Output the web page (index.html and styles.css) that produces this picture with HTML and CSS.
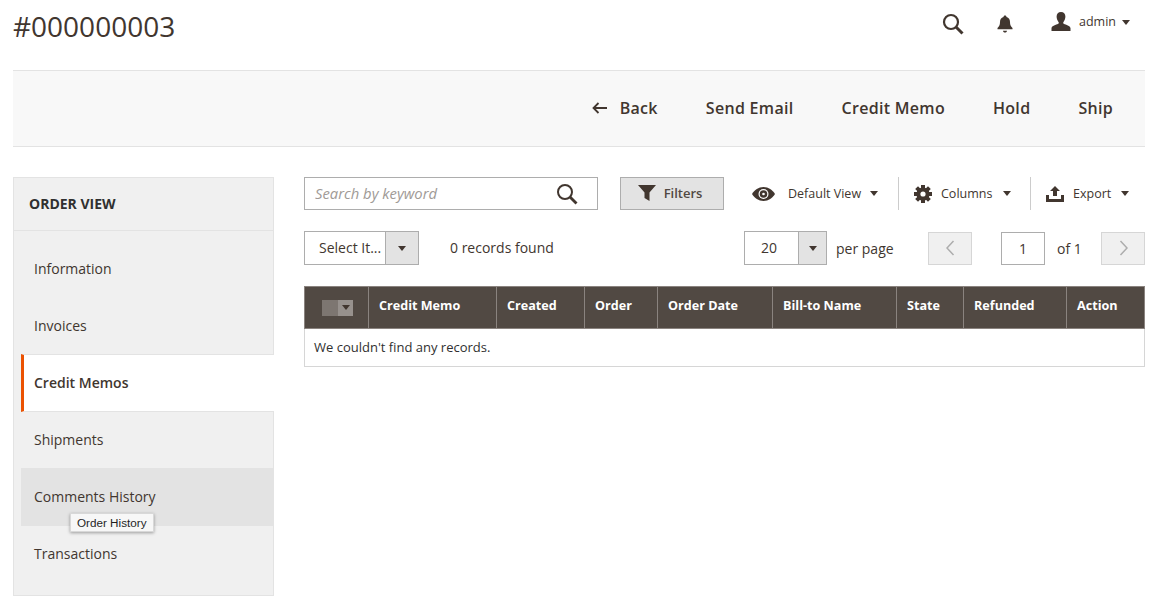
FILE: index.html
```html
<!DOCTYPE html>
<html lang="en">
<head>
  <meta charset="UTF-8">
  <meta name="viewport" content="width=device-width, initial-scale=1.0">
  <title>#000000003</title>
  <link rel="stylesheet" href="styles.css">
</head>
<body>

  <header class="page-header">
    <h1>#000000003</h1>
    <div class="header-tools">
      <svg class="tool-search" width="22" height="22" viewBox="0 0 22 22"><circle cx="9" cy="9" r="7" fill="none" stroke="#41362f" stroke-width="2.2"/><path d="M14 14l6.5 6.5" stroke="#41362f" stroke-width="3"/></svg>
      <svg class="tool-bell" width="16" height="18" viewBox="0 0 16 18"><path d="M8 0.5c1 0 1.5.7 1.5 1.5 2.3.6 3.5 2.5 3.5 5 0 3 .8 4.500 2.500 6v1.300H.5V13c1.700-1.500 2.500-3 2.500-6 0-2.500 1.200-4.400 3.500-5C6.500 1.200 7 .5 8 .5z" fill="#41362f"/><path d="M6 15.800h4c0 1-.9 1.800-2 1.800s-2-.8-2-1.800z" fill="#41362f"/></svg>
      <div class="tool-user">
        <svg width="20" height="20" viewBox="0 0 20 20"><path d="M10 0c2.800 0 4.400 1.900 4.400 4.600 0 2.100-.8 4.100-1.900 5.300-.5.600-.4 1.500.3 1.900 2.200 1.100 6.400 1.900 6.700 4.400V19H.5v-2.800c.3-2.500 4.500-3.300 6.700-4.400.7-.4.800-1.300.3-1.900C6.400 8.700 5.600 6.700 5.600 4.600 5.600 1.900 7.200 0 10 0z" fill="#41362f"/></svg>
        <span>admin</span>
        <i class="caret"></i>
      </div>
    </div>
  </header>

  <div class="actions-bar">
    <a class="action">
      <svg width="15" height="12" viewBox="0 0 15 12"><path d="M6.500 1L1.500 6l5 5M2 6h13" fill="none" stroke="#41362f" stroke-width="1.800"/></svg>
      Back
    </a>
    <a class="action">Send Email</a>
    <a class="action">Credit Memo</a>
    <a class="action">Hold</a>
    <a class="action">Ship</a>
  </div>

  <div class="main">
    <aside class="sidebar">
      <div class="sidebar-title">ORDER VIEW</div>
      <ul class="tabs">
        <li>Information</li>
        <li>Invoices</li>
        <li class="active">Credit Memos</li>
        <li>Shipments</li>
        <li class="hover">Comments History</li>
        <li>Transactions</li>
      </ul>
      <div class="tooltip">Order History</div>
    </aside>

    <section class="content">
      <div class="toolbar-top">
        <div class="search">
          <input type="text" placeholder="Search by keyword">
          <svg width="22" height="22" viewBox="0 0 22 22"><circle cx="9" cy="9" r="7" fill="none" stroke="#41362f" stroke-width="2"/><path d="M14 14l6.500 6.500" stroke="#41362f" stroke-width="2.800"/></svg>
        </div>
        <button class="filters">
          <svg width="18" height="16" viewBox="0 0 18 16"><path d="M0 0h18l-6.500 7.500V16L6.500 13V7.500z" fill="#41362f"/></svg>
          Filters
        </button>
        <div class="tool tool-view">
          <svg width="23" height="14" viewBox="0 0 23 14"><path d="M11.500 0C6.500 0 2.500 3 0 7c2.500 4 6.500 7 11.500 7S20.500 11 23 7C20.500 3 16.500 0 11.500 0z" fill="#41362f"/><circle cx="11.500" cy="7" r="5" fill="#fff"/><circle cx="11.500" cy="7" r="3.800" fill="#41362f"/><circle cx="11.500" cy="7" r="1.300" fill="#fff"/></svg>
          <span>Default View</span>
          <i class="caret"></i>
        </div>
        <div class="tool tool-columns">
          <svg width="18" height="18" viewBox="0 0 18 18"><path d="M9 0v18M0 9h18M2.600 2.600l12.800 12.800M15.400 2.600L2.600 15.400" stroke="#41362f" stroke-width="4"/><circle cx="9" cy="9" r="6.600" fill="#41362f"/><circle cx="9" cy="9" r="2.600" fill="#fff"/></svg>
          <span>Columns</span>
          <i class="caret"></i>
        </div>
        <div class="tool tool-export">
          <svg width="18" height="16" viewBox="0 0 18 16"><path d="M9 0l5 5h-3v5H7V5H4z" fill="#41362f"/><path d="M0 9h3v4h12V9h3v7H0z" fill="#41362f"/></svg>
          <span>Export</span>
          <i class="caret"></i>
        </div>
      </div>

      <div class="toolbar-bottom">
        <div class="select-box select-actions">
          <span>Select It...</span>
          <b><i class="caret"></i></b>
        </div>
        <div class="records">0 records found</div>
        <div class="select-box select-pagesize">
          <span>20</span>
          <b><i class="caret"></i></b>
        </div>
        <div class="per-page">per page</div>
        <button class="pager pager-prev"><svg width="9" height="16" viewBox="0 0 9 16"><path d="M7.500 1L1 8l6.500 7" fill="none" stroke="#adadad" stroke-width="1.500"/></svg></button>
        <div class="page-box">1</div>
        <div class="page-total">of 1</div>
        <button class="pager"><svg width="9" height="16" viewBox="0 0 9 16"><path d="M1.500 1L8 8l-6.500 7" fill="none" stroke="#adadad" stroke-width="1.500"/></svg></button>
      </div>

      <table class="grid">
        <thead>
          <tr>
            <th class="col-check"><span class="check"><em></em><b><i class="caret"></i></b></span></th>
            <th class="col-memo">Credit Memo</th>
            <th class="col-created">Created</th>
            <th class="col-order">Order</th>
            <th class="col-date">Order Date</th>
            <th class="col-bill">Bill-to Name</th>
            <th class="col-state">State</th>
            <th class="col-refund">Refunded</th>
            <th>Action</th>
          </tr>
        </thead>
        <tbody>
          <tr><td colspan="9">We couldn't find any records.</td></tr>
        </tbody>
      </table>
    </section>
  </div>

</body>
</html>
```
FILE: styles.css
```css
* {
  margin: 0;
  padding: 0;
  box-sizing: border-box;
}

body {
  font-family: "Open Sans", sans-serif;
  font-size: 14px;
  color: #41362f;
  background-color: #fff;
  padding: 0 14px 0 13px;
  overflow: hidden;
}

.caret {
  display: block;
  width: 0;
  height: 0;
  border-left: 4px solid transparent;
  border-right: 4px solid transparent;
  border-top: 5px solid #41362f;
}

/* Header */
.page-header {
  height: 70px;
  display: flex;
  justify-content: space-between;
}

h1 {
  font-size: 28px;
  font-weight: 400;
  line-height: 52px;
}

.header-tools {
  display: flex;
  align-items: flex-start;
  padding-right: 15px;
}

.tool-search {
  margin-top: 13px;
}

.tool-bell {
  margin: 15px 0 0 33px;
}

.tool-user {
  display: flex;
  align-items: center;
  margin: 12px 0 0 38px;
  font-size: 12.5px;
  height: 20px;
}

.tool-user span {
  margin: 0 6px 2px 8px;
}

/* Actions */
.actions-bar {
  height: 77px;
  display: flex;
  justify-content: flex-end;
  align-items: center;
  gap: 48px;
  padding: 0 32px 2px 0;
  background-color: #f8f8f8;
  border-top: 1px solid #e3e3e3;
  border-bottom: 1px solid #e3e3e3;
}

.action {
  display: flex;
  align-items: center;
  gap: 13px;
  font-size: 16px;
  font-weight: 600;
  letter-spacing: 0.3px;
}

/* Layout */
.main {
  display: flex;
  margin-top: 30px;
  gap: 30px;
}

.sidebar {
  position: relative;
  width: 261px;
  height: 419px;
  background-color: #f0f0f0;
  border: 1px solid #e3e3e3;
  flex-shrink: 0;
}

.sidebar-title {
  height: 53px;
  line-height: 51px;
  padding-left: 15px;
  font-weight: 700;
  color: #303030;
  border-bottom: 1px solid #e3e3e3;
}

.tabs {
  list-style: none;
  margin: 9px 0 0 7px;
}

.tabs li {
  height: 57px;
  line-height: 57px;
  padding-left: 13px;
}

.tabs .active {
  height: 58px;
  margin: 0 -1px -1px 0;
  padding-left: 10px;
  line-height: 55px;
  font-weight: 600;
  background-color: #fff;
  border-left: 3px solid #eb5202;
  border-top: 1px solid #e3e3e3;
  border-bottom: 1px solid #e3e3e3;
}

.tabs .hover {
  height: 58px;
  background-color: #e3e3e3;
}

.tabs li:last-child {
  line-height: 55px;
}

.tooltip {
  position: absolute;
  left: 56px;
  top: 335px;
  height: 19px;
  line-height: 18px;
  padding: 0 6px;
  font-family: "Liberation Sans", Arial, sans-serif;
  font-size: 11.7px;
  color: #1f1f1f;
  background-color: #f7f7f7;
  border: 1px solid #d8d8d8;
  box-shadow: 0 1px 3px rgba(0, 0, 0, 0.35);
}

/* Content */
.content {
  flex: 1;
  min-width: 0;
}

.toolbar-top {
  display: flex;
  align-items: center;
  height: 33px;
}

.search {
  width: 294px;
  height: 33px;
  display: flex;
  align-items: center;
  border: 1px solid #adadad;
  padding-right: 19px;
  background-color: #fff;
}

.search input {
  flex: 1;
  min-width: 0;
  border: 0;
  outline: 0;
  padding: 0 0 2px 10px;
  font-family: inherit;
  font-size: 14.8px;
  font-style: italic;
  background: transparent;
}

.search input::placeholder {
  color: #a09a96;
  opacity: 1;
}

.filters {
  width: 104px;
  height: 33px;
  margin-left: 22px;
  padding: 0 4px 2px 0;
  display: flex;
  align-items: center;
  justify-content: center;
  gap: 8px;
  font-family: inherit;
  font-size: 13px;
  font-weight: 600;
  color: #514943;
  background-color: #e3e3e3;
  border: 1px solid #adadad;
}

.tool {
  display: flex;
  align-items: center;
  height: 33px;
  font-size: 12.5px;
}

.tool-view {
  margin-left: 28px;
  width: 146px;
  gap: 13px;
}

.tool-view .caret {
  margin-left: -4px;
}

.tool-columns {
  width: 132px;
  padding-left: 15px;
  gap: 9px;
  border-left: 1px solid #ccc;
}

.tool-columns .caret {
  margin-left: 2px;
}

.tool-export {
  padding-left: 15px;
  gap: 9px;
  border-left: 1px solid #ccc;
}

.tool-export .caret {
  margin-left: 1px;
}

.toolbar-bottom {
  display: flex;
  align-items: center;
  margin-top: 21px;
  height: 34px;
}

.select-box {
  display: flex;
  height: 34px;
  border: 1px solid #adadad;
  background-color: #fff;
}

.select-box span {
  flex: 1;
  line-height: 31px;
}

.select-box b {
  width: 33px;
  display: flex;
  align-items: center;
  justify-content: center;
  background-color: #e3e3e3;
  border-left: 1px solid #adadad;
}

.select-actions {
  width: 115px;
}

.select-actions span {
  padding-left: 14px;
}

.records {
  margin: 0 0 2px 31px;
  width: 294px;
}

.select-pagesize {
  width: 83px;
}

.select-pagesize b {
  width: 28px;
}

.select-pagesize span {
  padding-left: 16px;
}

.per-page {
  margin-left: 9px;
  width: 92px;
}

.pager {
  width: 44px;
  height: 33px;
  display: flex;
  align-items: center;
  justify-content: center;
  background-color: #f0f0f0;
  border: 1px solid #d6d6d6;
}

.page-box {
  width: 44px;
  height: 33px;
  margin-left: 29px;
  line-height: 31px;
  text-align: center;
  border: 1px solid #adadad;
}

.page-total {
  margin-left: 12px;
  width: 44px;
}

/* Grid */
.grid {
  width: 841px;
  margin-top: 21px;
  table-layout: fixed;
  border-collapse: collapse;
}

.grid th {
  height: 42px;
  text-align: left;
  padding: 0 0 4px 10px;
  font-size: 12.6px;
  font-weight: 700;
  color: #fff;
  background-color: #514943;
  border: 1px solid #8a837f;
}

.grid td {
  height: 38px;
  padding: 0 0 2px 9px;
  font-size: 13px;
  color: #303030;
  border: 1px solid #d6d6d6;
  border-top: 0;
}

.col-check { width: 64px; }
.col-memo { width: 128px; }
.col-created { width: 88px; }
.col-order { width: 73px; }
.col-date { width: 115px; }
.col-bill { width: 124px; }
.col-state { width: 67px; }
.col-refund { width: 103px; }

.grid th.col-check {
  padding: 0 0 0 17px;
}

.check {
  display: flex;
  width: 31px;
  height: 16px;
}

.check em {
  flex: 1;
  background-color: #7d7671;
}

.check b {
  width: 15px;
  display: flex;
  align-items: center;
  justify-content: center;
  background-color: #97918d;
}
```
==============================
**What to produce**
In the listing, find every line with the word "styles" and state how many there are, nothing more.

**Solution to the exercise**
3